The standard of play on show today varies greatly. The Irishmen taking the field have awkward, side-on kicking styles and struggle to trap the footy in the wet conditions, but the Gaelic football pedigree of some shines through when the chance arrives to run the ball forward. In a flash, a metre of space and three quick handballs are enough to send the game shooting towards the opposite end of the field. A handful of ex-pat Australians lining up for the Demons add a touch of class, consistently kicking the ball to a teammate’s advantage, and the Dublin side has a comfortable eight-goal win.

 

Damian Kruger is one of those living far from home but finding stability in the familiar code. He is from Quorn, near Port Augusta in South Australia. Kruger and his wife settled in Dublin two-and-a-half years ago. He is working as a fitter and turner, and plans to stay for a couple more years. He says joining the Demons, who train near his house in Dublin’s northern suburbs, has helped him to meet new friends in a club that is more relaxed than those at home. “These guys take it serious, don’t get me wrong on that there, but they can still have a bit of fun… Because they have a bit of trouble with numbers [of players] you’ve got a tiny little bit of leeway with relaxation and stuff like that.”

 

Ireland’s relationship with the Australian game remains delicate. Currently airing is a new television documentary – called ‘The Oz Factor’ – looking at the player manager, Ricky Nixon, and his attempt to recruit some of the brightest young Gaelic football talent to the AFL. A much-publicised training camp held in August last year generated great concern in the Gaelic games community. O’Hara says the defection of players from Gaelic football to the AFL is a double-edged sword for his league. “In certain places there’s now a renewed interest in Australian Rules football,” he says, “because someone from their locality is playing. On the other level, there are traditionalists in the GAA [Gaelic Athletic Association] who might be offended by what’s happening, in terms of this player drain, and it means that they can react negatively to us when we arrive into their community trying to establish a football team, or maybe trying to use their facilities.” It is important for the ARFLI to keep the politically and socially powerful GAA on side. The league often relies on GAA clubs for playing fields and changing rooms. Many of the ARFLI’s players are also members of GAA clubs and, where possible, are competing in both codes.

 

O’Hara says that after almost a decade, he believes Aussie Rules is yet to establish itself in Ireland. The three Dublin clubs are strong, but O’Hara says life is tough for the teams in smaller areas, especially the Leeside Lions, who have to regularly make the long trip from Cork to Dublin for matches. He says his club, Midland, is catering for footballers across central and western Ireland, providing an opportunity for those interested in the game the opportunity to play regularly. And O’Hara remains positive about the game’s prospects. This year’s International Rules is being viewed as a chance to entice new players, the AFL is providing funding for an Auskick program in Ireland, and he says Collingwood is also helping teams with equipment and the development of coaches.

 

“I’ve never encountered a game where you have so much mateship,” O’Hara says, “where you’re encouraged to look out for your teammates, never to be negative towards your teammates. There’s a great culture in Australian football and I think even we carry that into our own Gaelic football afterwards… The reality is that most of the guys running the clubs are Irish and as long as the Irish guys are enthusiastic about promoting Australian football then I believe this league can grow because if we can like it, then surely others can like it, and if they can like it then it will expand.”

Comments

  1. Cousin Chris says:

    Enjoying the articles Peter. Your mother told me all about them at the big cousins’ party on the weekend. Of course, we are all purring in G-Town after the one point demolition of the Hawkes after the siren. Revenge is sweet but the finals loom. Cats not out of the woods yet.

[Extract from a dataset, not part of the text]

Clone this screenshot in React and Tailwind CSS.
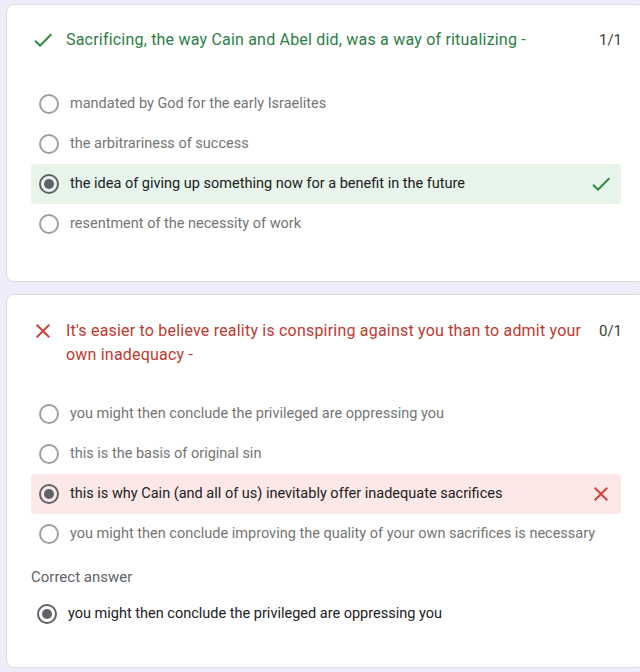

  2. What a load of crap. Everbody knows the league in Ireland is a discrace. The problem is it is run by Irish and not Australians. All anybody has to do is turn up and see how far they are behind the rest of the World. It is not even the money, but the lack of direction by the people in charge. For a start, get rid of O’hara.

  3. This comment by “Pete” is a very unfair and cowardly remark. Its true to acknowledge that the league is struggling -no arguments there. But sitting back pointing fingers and playing the blame game is simply NOT ON. For a start the league was ALWAYS going to play second fiddle to Gealic Games in Ireland -FACT. Irish boys are never going to abandon playing GAA for their locality, espically as the playing season of both codes coincide. The fact of the matter is there is no new generation to replace the previous one. The Irish players that played in the past have moved on (retirement, marrige, work and family commitments) and the huge impact of Aussie ex-pats community has’nt been replaced. Also without a tiny bit of financial backing and media coverage the league suffers. Its tough on players in places as far away as Cork to make a 600KM round trip and play a game in the one day. This senario could be repeated by all clubs up to 5 or 6 times in the one season! So for the so called “Pete” to make these sneering cowardly remarks on Ciaran (and the very few who assist him) is a cheap shot. What would you do to improve it “Pete”……….???

  4. Being a newcomer myself, and having played GAA all my life, i agree that Aussie Rules does play second fiddle. Young lads in Ireland grow up with the GAA, with underage teams, school teams, etc. And also, there are other distractions such as hurling, soccer, rugby and basketball all prominent sports in the major cities. To hear ‘Pete’ giving out about a man trying to promote the game here is disgraceful. Its not an easy job by any means, but one that very few people are willing to give up their time to do. Changes are needed, such as neutralising the travelling. With 3 teams in Dublin, 1 in Mullingar and 1 in Cork, It is Unfair for the Cork team to travel to Dublin 3 times, where as the Dublin teams make the trip to Cork once. Surely a half-way point would aid in this situation. And also, if the league started earlier, before the GAA championships begin, it would ensure a greater turnout. Just a few ideas, but something to ponder.